> They made (good) tech decisions (based on the advice of outside people who understand the tech) but they feel very uncertain.
If they took advice of internal people and then made the same internal people work on it, this trust issue might get solved.
Ultimately by showing lack of trust in their developers, they are showing lack of trust in their management skills for having selected the correct developers. They are doing one core part of their job very badly.
The problem with hiring good developers is that you need good developers and a solid corporate tech culture to hire them.
If you don't have anyone you can trust to interview technical folks, how will you avoid hiring bad developers?
And similarly, if you hire good developers but your corporate culture is bad, they'll leave, and eventually the only remaining developers will be bad ones.
It's very hard for non-tech companies to hire and retain quality talent.
> If you don't have anyone you can trust to interview technical folks
If you have an IT or SWE department, you let them hire people they need. Which means you put technical people in charge that knows what is required. If you don't have trust in your department, no one can fix that.

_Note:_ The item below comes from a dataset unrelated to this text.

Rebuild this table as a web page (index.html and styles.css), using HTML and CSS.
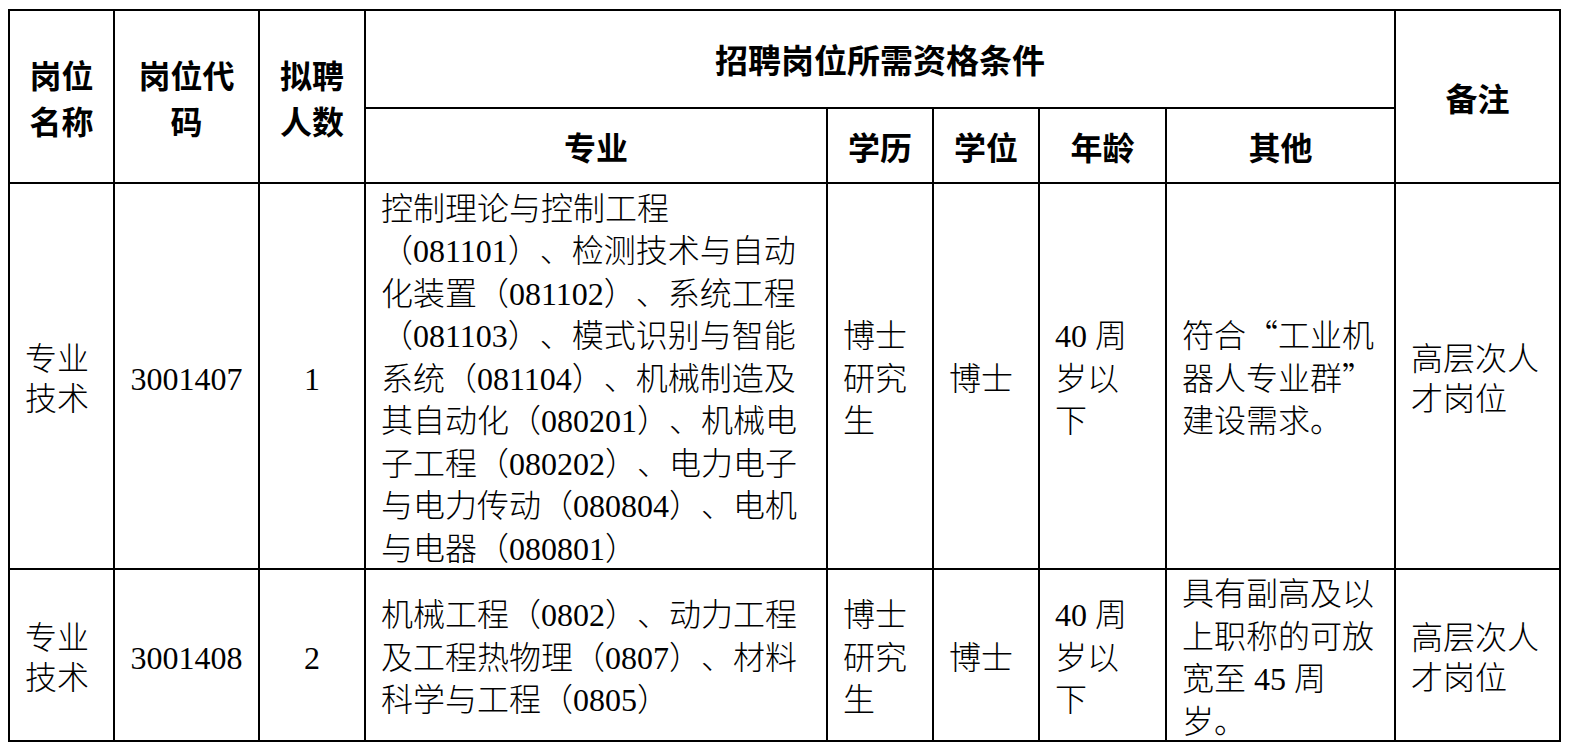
FILE: index.html
```html
<!DOCTYPE html>
<html lang="zh-CN">
<head>
<meta charset="utf-8">
<title>招聘岗位</title>
<link rel="stylesheet" href="styles.css">
</head>
<body>
<table class="jobs">
  <colgroup>
    <col class="c-name"><col class="c-code"><col class="c-num"><col class="c-major"><col class="c-edu"><col class="c-deg"><col class="c-age"><col class="c-other"><col class="c-note">
  </colgroup>
  <thead>
    <tr class="h1">
      <th rowspan="2">岗位<br>名称</th>
      <th rowspan="2">岗位代<br>码</th>
      <th rowspan="2">拟聘<br>人数</th>
      <th colspan="5" class="wide">招聘岗位所需资格条件</th>
      <th rowspan="2">备注</th>
    </tr>
    <tr class="h2">
      <th>专业</th><th>学历</th><th>学位</th><th>年龄</th><th>其他</th>
    </tr>
  </thead>
  <tbody>
    <tr class="r1">
      <td class="tight">专业<br>技术</td>
      <td class="center"><span class="n">3001407</span></td>
      <td class="center"><span class="n">1</span></td>
      <td class="major">控制理论与控制工程<br>（<span class="n">081101</span>）、检测技术与自动<br>化装置（<span class="n">081102</span>）、系统工程<br>（<span class="n">081103</span>）、模式识别与智能<br>系统（<span class="n">081104</span>）、机械制造及<br>其自动化（<span class="n">080201</span>）、机械电<br>子工程（<span class="n">080202</span>）、电力电子<br>与电力传动（<span class="n">080804</span>）、电机<br>与电器（<span class="n">080801</span>）</td>
      <td>博士<br>研究<br>生</td>
      <td>博士</td>
      <td><span class="n">40 </span>周<br>岁以<br>下</td>
      <td>符合<span class="lq">“</span>工业机<br>器人专业群<span class="rq">”</span><br>建设需求。</td>
      <td class="tight">高层次人<br>才岗位</td>
    </tr>
    <tr class="r2">
      <td class="tight">专业<br>技术</td>
      <td class="center"><span class="n">3001408</span></td>
      <td class="center"><span class="n">2</span></td>
      <td class="major">机械工程（<span class="n">0802</span>）、动力工程<br>及工程热物理（<span class="n">0807</span>）、材料<br>科学与工程（<span class="n">0805</span>）</td>
      <td>博士<br>研究<br>生</td>
      <td>博士</td>
      <td><span class="n">40 </span>周<br>岁以<br>下</td>
      <td>具有副高及以<br>上职称的可放<br>宽至<span class="n"> 45 </span>周<br>岁。</td>
      <td class="tight">高层次人<br>才岗位</td>
    </tr>
  </tbody>
</table>
</body>
</html>
```
FILE: styles.css
```css
html, body {
  margin: 0;
  background: #ffffff;
}

body {
  padding: 9px 0 0 8px;
}

.jobs {
  border-collapse: collapse;
  table-layout: fixed;
  width: 1553px;
  font-family: "Noto Sans CJK SC", sans-serif;
  font-size: 32px;
  color: #000000;
  text-spacing-trim: space-all;
}

.c-name { width: 105px; }
.c-code { width: 145px; }
.c-num { width: 106px; }
.c-major { width: 462px; }
.c-edu { width: 106px; }
.c-deg { width: 106px; }
.c-age { width: 127px; }
.c-other { width: 229px; }
.c-note { width: 165px; }

.jobs th,
.jobs td {
  border: 2px solid #000000;
  padding: 0 0 0 15px;
  vertical-align: middle;
  white-space: nowrap;
}

.jobs th {
  font-weight: 700;
  text-align: center;
  padding: 0;
  line-height: 46px;
}

.jobs th.wide {
  font-size: 33px;
}

.jobs td {
  text-align: left;
  line-height: 42.5px;
  font-weight: 300;
}

.jobs td.center {
  text-align: center;
  padding: 0;
}

.jobs td.tight {
  line-height: 40px;
}

.n {
  font-family: "Liberation Serif", serif;
  font-weight: 400;
  line-height: 0;
}

.h1 { height: 98px; }
.h2 { height: 75px; }
.r1 { height: 386px; }
.r2 { height: 172px; }

.lq,
.rq {
  display: inline-block;
  width: 1em;
  line-height: 0;
}

.lq { text-align: right; }
.rq { text-align: left; }
```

> And similarly, if you hire good developers but your corporate culture is bad
That's on the company. And I found it's when they want to applies a standard policy across all departments. Like the same standard issue computers and a management software that eats half the ram. Peter can work fine in Word, but Julie's IDE is freezing every hour.
> It's very hard for non-tech companies to hire and retain quality talent.

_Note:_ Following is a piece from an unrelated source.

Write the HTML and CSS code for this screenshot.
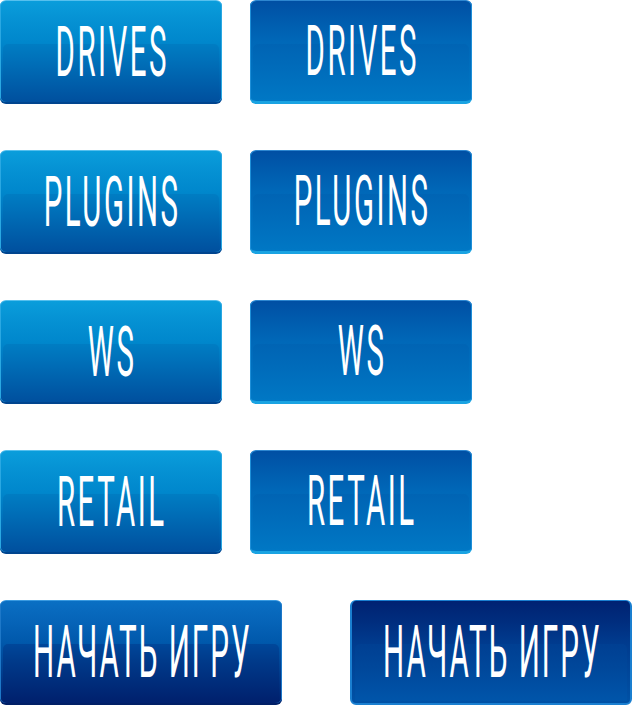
FILE: index.html
```html
<!DOCTYPE html>
<html lang="ru">
<head>
<meta charset="utf-8">
<link rel="stylesheet" href="styles.css">
</head>
<body>
<div class="sheet">
  <div class="row">
    <a class="btn blue"><span class="label">DRIVES</span></a>
    <a class="btn blue hover"><span class="label">DRIVES</span></a>
  </div>
  <div class="row">
    <a class="btn blue"><span class="label">PLUGINS</span></a>
    <a class="btn blue hover"><span class="label">PLUGINS</span></a>
  </div>
  <div class="row">
    <a class="btn blue"><span class="label">WS</span></a>
    <a class="btn blue hover"><span class="label">WS</span></a>
  </div>
  <div class="row">
    <a class="btn blue"><span class="label">RETAIL</span></a>
    <a class="btn blue hover"><span class="label">RETAIL</span></a>
  </div>
  <div class="row wide">
    <a class="btn start"><span class="label">НАЧАТЬ ИГРУ</span></a>
    <a class="btn start hover"><span class="label">НАЧАТЬ ИГРУ</span></a>
  </div>
</div>
</body>
</html>
```
FILE: styles.css
```css
html, body {
  margin: 0;
  padding: 0;
  background: #ffffff;
}

.sheet {
  display: flex;
  flex-direction: column;
  gap: 46px;
  width: 632px;
}

.row {
  display: flex;
  gap: 28px;
}

.row.wide {
  gap: 68px;
}

.btn {
  position: relative;
  box-sizing: border-box;
  width: 222px;
  height: 104px;
  border-radius: 6px;
  display: flex;
  align-items: center;
  justify-content: center;
  overflow: hidden;
  text-decoration: none;
}

.row.wide .btn {
  width: 282px;
  height: 105px;
}

.btn::before {
  content: "";
  position: absolute;
  left: 3px;
  right: 3px;
  top: 43px;
  bottom: 2px;
  border-radius: 5px 5px 0 0;
}

.label {
  position: relative;
  display: inline-block;
  font-family: Roboto, "Liberation Sans", sans-serif;
  font-weight: 400;
  font-size: 70px;
  line-height: 1;
  color: #ffffff;
  transform: scaleX(0.42);
  letter-spacing: 6px;
  padding-left: 6px;
  white-space: nowrap;
}

.row.wide .label {
  font-size: 73px;
  transform: scaleX(0.405);
  letter-spacing: 5px;
  padding-left: 5px;
}

/* normal blue */
.blue {
  background: linear-gradient(#0a9ddb 0%, #0591d3 20%, #0087cc 41%, #0050a0 100%);
  border-top: 1px solid #56c0ee;
  border-bottom: 2px solid #00458f;
  box-shadow: inset 1px 0 0 #2aa8e2, inset -1px 0 0 #2aa8e2;
}
.blue::before {
  background: linear-gradient(#007dc3 0%, #0070b9 30%, #00519f 100%);
}

/* hover blue */
.blue.hover {
  background: linear-gradient(#004fa4 0%, #005cae 20%, #0068b8 41%, #0078c5 100%);
  border-top: 1px solid #2d86d0;
  border-bottom: 3px solid #1aa3e2;
  box-shadow: inset 1px 0 0 #1f8fd8, inset -1px 0 0 #1f8fd8;
}
.blue.hover::before {
  background: linear-gradient(#0064b4 0%, #006bba 40%, #0077c4 100%);
}

/* start */
.start {
  background: linear-gradient(#0a6fc3 0%, #0664b8 20%, #0058ab 41%, #00206e 100%);
  border-top: 1px solid #3a9ae0;
  border-bottom: 2px solid #001f66;
  box-shadow: inset 1px 0 0 #1e78c8, inset -1px 0 0 #1e78c8;
}
.start::before {
  background: linear-gradient(#00479a 0%, #003a8a 30%, #00216e 100%);
}

.start.hover {
  background: linear-gradient(#002272 0%, #002d7e 20%, #003b8e 41%, #0052a6 100%);
  border: 2px solid #1a7fd0;
  border-top-width: 1px;
  box-shadow: none;
}
.start.hover::before {
  background: linear-gradient(#003f92 0%, #00479a 40%, #0055aa 100%);
}
```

It's very easy. Pay them what's they're worth and let them work on your problems.
If you have incompetent people in your IT / SWE department, they're not going to make good hiring choices.
Similarly, corporate culture is very little about stuff and more about processes. If hardware or software environment problems exist, will they ever be fixed? At a lot of companies, no.
And "pay them what they're worth" is a relative metric. Non-tech companies aren't going to be able to afford to pay a cost center what tech product companies can pay a profit center.
> If you have incompetent people in your IT / SWE department.
Same for every other deparment. Incompetent people won't hire competent people.
> Non-tech companies aren't going to be able to afford to pay a cost center.
Isn't that a mislabeling issue? If software being better implied more profit, then it's a profit center. If your legal department being good means fewer legal fumbles, then isn't it worth it? Same for software. Yeah you can deliver mediocre software and still retain users, but that just leaves you vulnerable to competitors.
Profit- vs cost-center is pretty ingrained into a company's management DNA, for all companies.
From top-down perspective, it's a question of "If I +$1 to this department, what +revenue do I realize?"
In non-tech companies, that's a long or abstract link: "How does funding SWE help me sell more furniture?" In tech product companies, it's trivially obvious.
Tl;dr - always work for a profit center, never work for a cost center.
Firstly because the tech team has varied enormously over the last 25 years. Some have been around a while, some are new.
Secondly because middle management (and for all I know upper management) has cycled a lot over the last 25 years. (We've had 3 different middle managers on this project in the 2.5 years since the project was first proposed.)
So, speaking generally now, it's common for the people who did the hiring not to be the ones who now have trust issues.
Equally decades of failed software projects (industry wide) have lead to a (well deserved) reputation for IT not being trustworthy.
I think very few execs care about the cost of individuals. Firstly it's not their money, secondly they're not rewarded for "hiring cheap" but they are penalized for their failure to perform.
Throw in that hiring in general is hard, and that hiring technical people when you are non-technical is even harder, and it's hard to have lots of confidence right out the gate.
> I think very few execs care about the cost of individuals.
From what I've seen, it's always about cost. They would post salary ranges if that weren't the case.
> hiring technical people when you are non-technical
Non-technical people are always hiring technical people. How do houses get built? Who hire lawyers?... It's either references or researching the person's professional experience. And yes, people can lie. But that happens everywhere not just in tech.
If they took advice of internal people and then made the same internal people work on it, this trust issue might get solved.
Ultimately by showing lack of trust in their developers, they are showing lack of trust in their management skills for having selected the correct developers. They are doing one core part of their job very badly.